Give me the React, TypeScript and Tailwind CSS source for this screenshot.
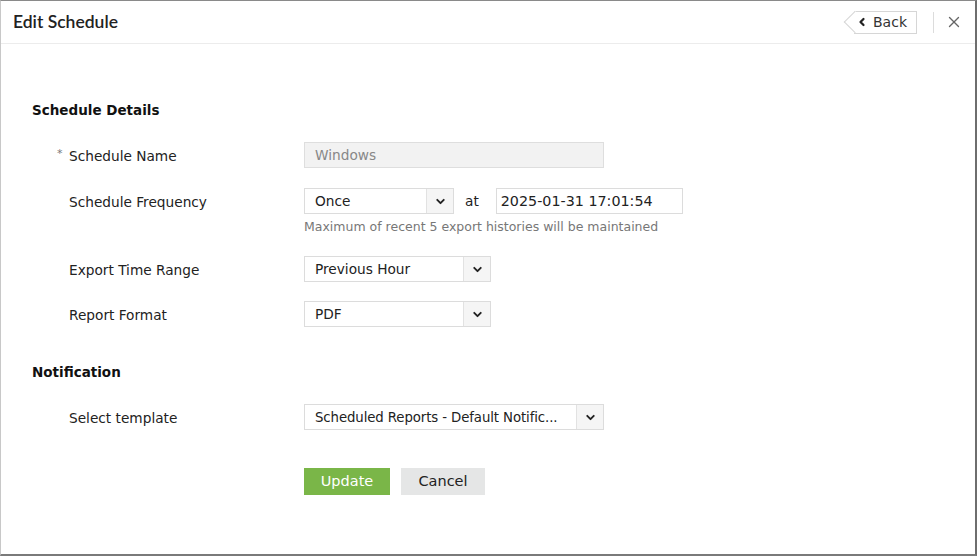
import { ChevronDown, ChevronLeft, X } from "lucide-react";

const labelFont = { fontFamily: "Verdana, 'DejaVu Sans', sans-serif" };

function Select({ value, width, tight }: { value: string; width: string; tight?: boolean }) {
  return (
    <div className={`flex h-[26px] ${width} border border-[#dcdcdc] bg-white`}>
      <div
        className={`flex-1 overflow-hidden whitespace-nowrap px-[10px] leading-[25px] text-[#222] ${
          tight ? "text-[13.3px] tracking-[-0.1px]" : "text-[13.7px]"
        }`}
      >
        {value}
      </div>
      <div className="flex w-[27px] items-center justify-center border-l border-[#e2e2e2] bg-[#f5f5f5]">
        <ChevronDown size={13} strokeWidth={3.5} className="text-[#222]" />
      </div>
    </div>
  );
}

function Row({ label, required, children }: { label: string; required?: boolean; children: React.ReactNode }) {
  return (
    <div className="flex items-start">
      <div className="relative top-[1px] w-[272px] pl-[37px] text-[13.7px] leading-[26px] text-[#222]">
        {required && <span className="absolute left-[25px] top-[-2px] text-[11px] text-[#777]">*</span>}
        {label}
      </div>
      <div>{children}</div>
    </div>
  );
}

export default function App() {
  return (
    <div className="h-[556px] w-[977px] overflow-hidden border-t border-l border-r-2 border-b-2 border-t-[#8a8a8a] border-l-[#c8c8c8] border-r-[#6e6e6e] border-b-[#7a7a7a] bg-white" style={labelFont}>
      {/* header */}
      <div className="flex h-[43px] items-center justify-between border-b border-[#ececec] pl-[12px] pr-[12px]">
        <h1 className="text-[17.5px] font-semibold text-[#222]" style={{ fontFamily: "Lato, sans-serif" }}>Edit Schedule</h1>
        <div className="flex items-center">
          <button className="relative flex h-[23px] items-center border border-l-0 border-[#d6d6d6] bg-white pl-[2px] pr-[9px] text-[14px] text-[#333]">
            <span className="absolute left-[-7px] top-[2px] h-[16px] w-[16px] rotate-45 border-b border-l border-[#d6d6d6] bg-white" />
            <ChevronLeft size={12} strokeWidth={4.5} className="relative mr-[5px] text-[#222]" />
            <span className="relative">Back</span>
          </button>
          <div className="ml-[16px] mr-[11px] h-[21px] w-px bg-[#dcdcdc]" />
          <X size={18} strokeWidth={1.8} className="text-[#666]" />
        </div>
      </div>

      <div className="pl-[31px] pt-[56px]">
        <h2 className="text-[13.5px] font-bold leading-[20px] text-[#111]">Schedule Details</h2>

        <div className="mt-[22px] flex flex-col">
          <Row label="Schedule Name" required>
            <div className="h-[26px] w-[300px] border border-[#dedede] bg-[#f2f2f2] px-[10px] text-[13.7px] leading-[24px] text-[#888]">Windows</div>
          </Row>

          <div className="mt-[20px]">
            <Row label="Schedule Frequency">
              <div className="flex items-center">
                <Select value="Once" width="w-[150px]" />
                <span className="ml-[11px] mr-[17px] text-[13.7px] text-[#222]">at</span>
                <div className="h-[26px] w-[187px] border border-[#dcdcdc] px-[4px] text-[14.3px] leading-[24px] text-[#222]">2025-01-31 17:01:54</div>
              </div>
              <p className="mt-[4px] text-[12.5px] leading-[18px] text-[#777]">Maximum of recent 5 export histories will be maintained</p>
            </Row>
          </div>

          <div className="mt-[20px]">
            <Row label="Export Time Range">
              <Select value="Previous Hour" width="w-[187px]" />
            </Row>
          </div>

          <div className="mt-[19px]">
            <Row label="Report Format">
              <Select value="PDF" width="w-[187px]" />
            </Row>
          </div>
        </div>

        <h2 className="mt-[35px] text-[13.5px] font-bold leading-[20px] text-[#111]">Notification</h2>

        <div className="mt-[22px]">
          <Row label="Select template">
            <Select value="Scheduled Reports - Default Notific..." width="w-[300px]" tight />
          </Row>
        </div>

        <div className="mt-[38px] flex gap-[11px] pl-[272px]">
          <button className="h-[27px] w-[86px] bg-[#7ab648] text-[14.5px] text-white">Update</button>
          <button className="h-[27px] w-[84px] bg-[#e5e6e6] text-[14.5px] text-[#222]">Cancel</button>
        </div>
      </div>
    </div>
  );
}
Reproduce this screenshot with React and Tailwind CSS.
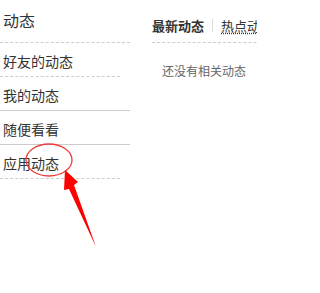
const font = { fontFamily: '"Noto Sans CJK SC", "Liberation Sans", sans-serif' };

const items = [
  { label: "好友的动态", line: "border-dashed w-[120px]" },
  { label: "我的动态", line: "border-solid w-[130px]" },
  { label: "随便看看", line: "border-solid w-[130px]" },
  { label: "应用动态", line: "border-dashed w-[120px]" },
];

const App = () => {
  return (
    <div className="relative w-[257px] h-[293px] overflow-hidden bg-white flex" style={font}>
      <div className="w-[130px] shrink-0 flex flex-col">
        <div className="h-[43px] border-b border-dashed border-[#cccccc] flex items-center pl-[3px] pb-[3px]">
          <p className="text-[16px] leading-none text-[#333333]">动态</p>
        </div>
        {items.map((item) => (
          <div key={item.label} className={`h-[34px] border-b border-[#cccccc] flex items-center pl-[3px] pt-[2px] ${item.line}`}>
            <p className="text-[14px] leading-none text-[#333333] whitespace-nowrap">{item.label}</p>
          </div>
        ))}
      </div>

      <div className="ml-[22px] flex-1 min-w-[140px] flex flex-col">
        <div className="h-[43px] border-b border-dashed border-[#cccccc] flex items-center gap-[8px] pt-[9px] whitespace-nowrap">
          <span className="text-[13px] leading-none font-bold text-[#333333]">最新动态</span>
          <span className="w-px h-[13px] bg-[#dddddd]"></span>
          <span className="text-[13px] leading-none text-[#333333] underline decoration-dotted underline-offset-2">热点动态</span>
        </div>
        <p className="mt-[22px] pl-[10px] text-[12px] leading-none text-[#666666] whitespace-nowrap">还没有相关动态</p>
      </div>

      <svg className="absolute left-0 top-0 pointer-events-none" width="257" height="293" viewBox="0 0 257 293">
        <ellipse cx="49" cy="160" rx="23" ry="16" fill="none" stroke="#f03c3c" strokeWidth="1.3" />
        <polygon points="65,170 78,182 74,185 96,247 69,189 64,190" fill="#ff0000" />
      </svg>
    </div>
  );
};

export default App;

= Task instructions =
Collect the lines of the data that carry the word "screenshot".

= Finished answer =
Give me the React, TypeScript and Tailwind CSS source for this screenshot.
Reproduce this screenshot with React and Tailwind CSS.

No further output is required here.